Late term passage procedures can lead to cellular variations in these cells, and due to this limitation, isolated hSHEDS were passaged three times (early term passage) resulting in successful osteogenic differentiation and cellular attachments on PLA scaffolds. On the other hand, PLA scaffolds supported the osteogenic differentiation of hSHEDS. As a result, hSHEDS could be used in early term passages with combination PLA scaffolds for three dimensional osteogenic regeneration in vitro. This point of difference comprises the novel step of the current study.

The research findings demonstrated that PLA scaffolds provide a supporting medium for structural integrity, easy mobility of hSHEDS, and create a three-dimensional physical microenvironment. The isolated hSHEDS have survival ability, adhesion to the scaffold surface, and maintain their osteogenic differentiation on PLA scaffolds.
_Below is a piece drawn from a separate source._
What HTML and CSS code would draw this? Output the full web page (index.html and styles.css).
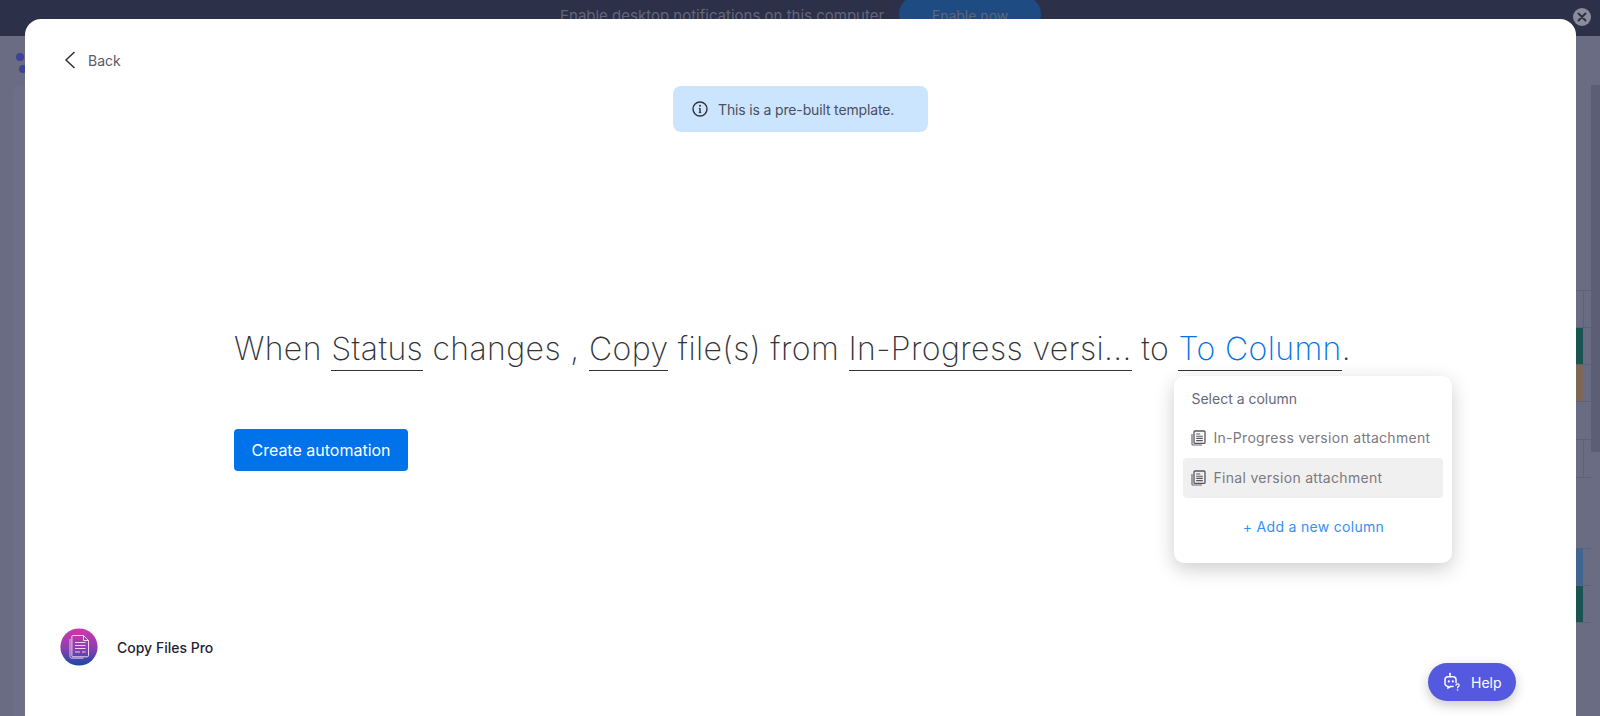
FILE: index.html
```html
<!DOCTYPE html>
<html lang="en">
<head>
    <meta charset="UTF-8">
    <meta name="viewport" content="width=device-width, initial-scale=1.0">
    <title>Copy Files Pro automation</title>
    <link rel="stylesheet" href="styles.css">
</head>
<body>

    <!-- Dimmed app behind the modal -->
    <div class="backdrop">
        <div class="notice-bar">
            <span class="notice-text">Enable desktop notifications on this computer</span>
            <span class="notice-button">Enable now</span>
            <span class="notice-close">
                <svg width="10" height="10" viewBox="0 0 10 10"><path d="M1.5 1.5l7 7M8.5 1.5l-7 7" stroke="#2c3149" stroke-width="2" stroke-linecap="round"/></svg>
            </span>
        </div>
        <div class="app-logo">
            <span class="app-dot"></span>
            <span class="app-dot second"></span>
        </div>
        <div class="app-panel"></div>
        <div class="board-scroll"></div>
        <div class="board-edge">
            <div class="board-row first"></div>
            <div class="board-row green"></div>
            <div class="board-row brown"></div>
            <div class="board-row gap-one"></div>
            <div class="board-row short"></div>
            <div class="board-row gap-two"></div>
            <div class="board-row blue"></div>
            <div class="board-row green"></div>
            <div class="board-row last"></div>
        </div>
    </div>

    <div class="modal">
        <div class="back-link">
            <svg width="12" height="18" viewBox="0 0 12 18"><path d="M10.5 1L2 9l8.5 8" fill="none" stroke="#323338" stroke-width="1.5"/></svg>
            <span>Back</span>
        </div>

        <div class="banner-row">
            <div class="banner">
                <svg width="16" height="16" viewBox="0 0 16 16"><circle cx="8" cy="8" r="7" fill="none" stroke="#323338" stroke-width="1.4"/><circle cx="8" cy="4.8" r="1" fill="#323338"/><path d="M8 7.2v4.4" stroke="#323338" stroke-width="1.5"/><path d="M6.8 7.4H8M6.8 11.6h2.4" stroke="#323338" stroke-width="1"/></svg>
                <span>This is a pre-built template.</span>
            </div>
        </div>

        <div class="recipe">
            <div class="sentence">
                When <span class="field">Status</span> changes , <span class="field">Copy</span> file(s) from <span class="field">In-Progress versi...</span> to <span class="field-wrap"><span class="field active">To Column</span><div class="dropdown">
                    <div class="dropdown-title">Select a column</div>
                    <div class="dropdown-item">
                        <svg class="doc-icon" width="15" height="16" viewBox="0 0 15 16"><path d="M1 4v10.2c0 .5.3.8.8.8h9.2" fill="none" stroke="#6b6b70" stroke-width="1.2"/><rect x="3" y="1" width="11" height="12.4" rx="1" fill="none" stroke="#55565c" stroke-width="1.3"/><path d="M5.2 4h4M5.2 6.2h6.6M5.2 8.4h6.6M5.2 10.6h6.6" stroke="#55565c" stroke-width="1.1"/></svg>
                        <span>In-Progress version attachment</span>
                    </div>
                    <div class="dropdown-item selected">
                        <svg class="doc-icon" width="15" height="16" viewBox="0 0 15 16"><path d="M1 4v10.2c0 .5.3.8.8.8h9.2" fill="none" stroke="#6b6b70" stroke-width="1.2"/><rect x="3" y="1" width="11" height="12.4" rx="1" fill="none" stroke="#55565c" stroke-width="1.3"/><path d="M5.2 4h4M5.2 6.2h6.6M5.2 8.4h6.6M5.2 10.6h6.6" stroke="#55565c" stroke-width="1.1"/></svg>
                        <span>Final version attachment</span>
                    </div>
                    <div class="dropdown-add">+ Add a new column</div>
                </div></span>.
            </div>
            <button class="create-btn">Create automation</button>
        </div>

        <div class="app-credit">
            <svg class="credit-logo" width="38" height="38" viewBox="0 0 38 38">
                <defs>
                    <linearGradient id="logo-fill" x1="0" y1="0" x2="0" y2="1">
                        <stop offset="0" stop-color="#d137ab"/>
                        <stop offset="0.55" stop-color="#8b3fb0"/>
                        <stop offset="1" stop-color="#1449a6"/>
                    </linearGradient>
                </defs>
                <circle cx="19" cy="19" r="18.6" fill="url(#logo-fill)"/>
                <path d="M10 11v17.5c0 1 .6 1.6 1.6 1.6h12" fill="none" stroke="#e6c4ec" stroke-width="1"/>
                <path d="M13 7.5h10.5l5 5v15.2c0 .7-.4 1.1-1.1 1.1H13c-.7 0-1.1-.4-1.1-1.1V8.6c0-.7.4-1.1 1.1-1.1zM23.5 7.5v5h5" fill="none" stroke="#ecd3f0" stroke-width="1"/>
                <path d="M15 14.5h10.5M15 17.5h10.5M15 20.5h10.5M15 24h5M22 24h3.5" stroke="#ecd3f0" stroke-width="1.1"/>
            </svg>
            <span>Copy Files Pro</span>
        </div>

        <div class="help-btn">
            <svg width="20" height="20" viewBox="0 0 20 20"><path d="M7 2.2v2.3M5 4.8h5a3 3 0 0 1 3 3v2.6M10 14.6H7.5L5 16v-1.6A3 3 0 0 1 2 11.4V7.8a3 3 0 0 1 3-3" fill="none" stroke="#fff" stroke-width="1.5" stroke-linecap="round"/><circle cx="7" cy="1.8" r="1" fill="#fff"/><circle cx="5.8" cy="9.4" r="1.1" fill="#fff"/><circle cx="9.8" cy="9.4" r="1.1" fill="#fff"/><path d="M13 13.2c0-1.9 3.2-1.9 3.2 0 0 1.3-1.6 1.2-1.6 2.6" fill="none" stroke="#fff" stroke-width="1.2" stroke-linecap="round"/><circle cx="14.6" cy="18" r=".8" fill="#fff"/></svg>
            <span>Help</span>
        </div>
    </div>

</body>
</html>
```

FILE: styles.css
```css
* {
    box-sizing: border-box;
}
html, body {
    height: 100%;
}
body {
    margin: 0;
    overflow: hidden;
    font-family: Inter, "Noto Sans", sans-serif;
    background-color: #696c82;
    position: relative;
}

/* Backdrop */
.backdrop {
    height: 716px;
    position: relative;
    overflow: hidden;
}
.notice-bar {
    height: 36px;
    background-color: #2c3149;
    display: flex;
    padding-left: 560px;
    color: #63667a;
    font-size: 15px;
}
.notice-text {
    line-height: 31px;
    width: 339px;
    white-space: nowrap;
}
.notice-button {
    width: 142px;
    height: 36px;
    margin-top: -4px;
    padding-top: 4px;
    line-height: 31px;
    font-size: 14px;
    text-align: center;
    border-radius: 18px;
    background-color: #1d4b82;
}
.notice-close {
    position: absolute;
    left: 1573px;
    top: 8px;
    width: 18px;
    height: 18px;
    border-radius: 50%;
    background-color: #8a8c9c;
    display: flex;
    align-items: center;
    justify-content: center;
}
.app-logo {
    position: absolute;
    left: 16px;
    top: 53px;
}
.app-dot {
    display: block;
    width: 8px;
    height: 8px;
    border-radius: 50%;
    background-color: #3f4396;
}
.app-dot.second {
    margin: 4px 0 0 3px;
}
.app-panel {
    position: absolute;
    left: 13px;
    top: 85px;
    width: 30px;
    height: 640px;
    border-radius: 8px 0 0 0;
    background-color: #6c6f85;
}
.board-scroll {
    position: absolute;
    left: 1591px;
    top: 85px;
    width: 9px;
    height: 367px;
    background-color: #5b5e77;
}
.board-edge {
    position: absolute;
    left: 1576px;
    top: 290px;
    width: 15px;
}
.board-row {
    height: 37px;
    border-top: 1px solid #5d6076;
}
.board-row.first, .board-row.short {
    background: linear-gradient(#5d6076, #5d6076) 7px 0 / 1px 100% no-repeat;
}
.board-row.green {
    background: linear-gradient(#1a5450, #1a5450) 0 0 / 7px 100% no-repeat;
}
.board-row.brown {
    background: linear-gradient(#7f6757, #7f6757) 0 0 / 7px 100% no-repeat;
}
.board-row.blue {
    background: linear-gradient(#3f6690, #3f6690) 0 0 / 7px 100% no-repeat;
}
.board-row.gap-one {
    height: 38px;
}
.board-row.short {
    height: 38px;
}
.board-row.gap-two {
    height: 71px;
}

/* Modal */
.modal {
    position: absolute;
    left: 25px;
    top: 19px;
    width: 1551px;
    height: 720px;
    background-color: #ffffff;
    border-radius: 16px 16px 0 0;
    padding: 32px 0 0 39px;
}
.back-link {
    display: flex;
    align-items: center;
    gap: 12px;
    height: 18px;
    color: #585a68;
    font-size: 14px;
}
.banner-row {
    display: flex;
    justify-content: center;
    margin: 17px 0 0 -39px;
}
.banner {
    width: 255px;
    height: 46px;
    border-radius: 8px;
    background-color: #cce5ff;
    color: #4b4e60;
    font-size: 14px;
    letter-spacing: -0.15px;
    display: flex;
    align-items: center;
    gap: 10px;
    padding-left: 19px;
}
.recipe {
    margin: 197px 0 0 170px;
}
.sentence {
    font-weight: 250;
    font-size: 32px;
    letter-spacing: 0.39px;
    line-height: 40px;
    color: #323338;
    white-space: nowrap;
}
.field {
    display: inline-block;
    border-bottom: 1.5px solid #323338;
    line-height: 39px;
    height: 42px;
}
.field.active {
    color: #0073ea;
}
.field-wrap {
    position: relative;
    display: inline-block;
}
.dropdown {
    position: absolute;
    left: -4px;
    top: 47px;
    width: 278px;
    height: 187px;
    background-color: #ffffff;
    border-radius: 10px;
    box-shadow: 0 6px 20px rgba(0, 0, 0, 0.2);
    padding: 14px 9px 0;
    font-weight: 400;
    letter-spacing: 0;
}
.dropdown-title {
    font-size: 14px;
    line-height: 18px;
    color: #676879;
    padding-left: 8px;
    margin-bottom: 10px;
}
.dropdown-item {
    height: 40px;
    display: flex;
    align-items: center;
    gap: 7px;
    padding-left: 8px;
    font-size: 14px;
    letter-spacing: 0.3px;
    color: #7a7a7f;
    border-radius: 4px;
}
.dropdown-item.selected {
    background-color: #f0f0f0;
}
.dropdown-add {
    margin-top: 19px;
    text-align: center;
    font-size: 14px;
    letter-spacing: 0.3px;
    line-height: 20px;
    color: #3391f0;
}
.create-btn {
    display: block;
    margin-top: 58px;
    width: 174px;
    height: 42px;
    border: none;
    border-radius: 4px;
    background-color: #0073ea;
    color: #ffffff;
    font-family: Inter, "Noto Sans", sans-serif;
    font-size: 16px;
}
.app-credit {
    position: absolute;
    left: 35px;
    top: 609px;
    display: flex;
    align-items: center;
    gap: 19px;
    font-size: 14px;
    font-weight: 500;
    color: #1f2233;
}
.credit-logo {
    display: block;
}
.help-btn {
    position: absolute;
    left: 1403px;
    top: 644px;
    width: 88px;
    height: 38px;
    border-radius: 19px;
    background-color: #5559df;
    box-shadow: 0 4px 12px rgba(0, 0, 0, 0.22);
    color: #ffffff;
    font-size: 14px;
    display: flex;
    align-items: center;
    gap: 8px;
    padding-left: 15px;
}
```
Ultimately, the hSHEDS-PLA scaffold combination seems to be a potentially good osteogenic filling material for regenerative dentistry in the near future.

4.1. Limitations

- It is needed to include more differentiated cells in cell cultures, as they are only able to obtain small amounts of hSHEDS.

- In vivo experiments need to be conducted for better understanding of hSHEDS-PLA scaffold combined metabolism.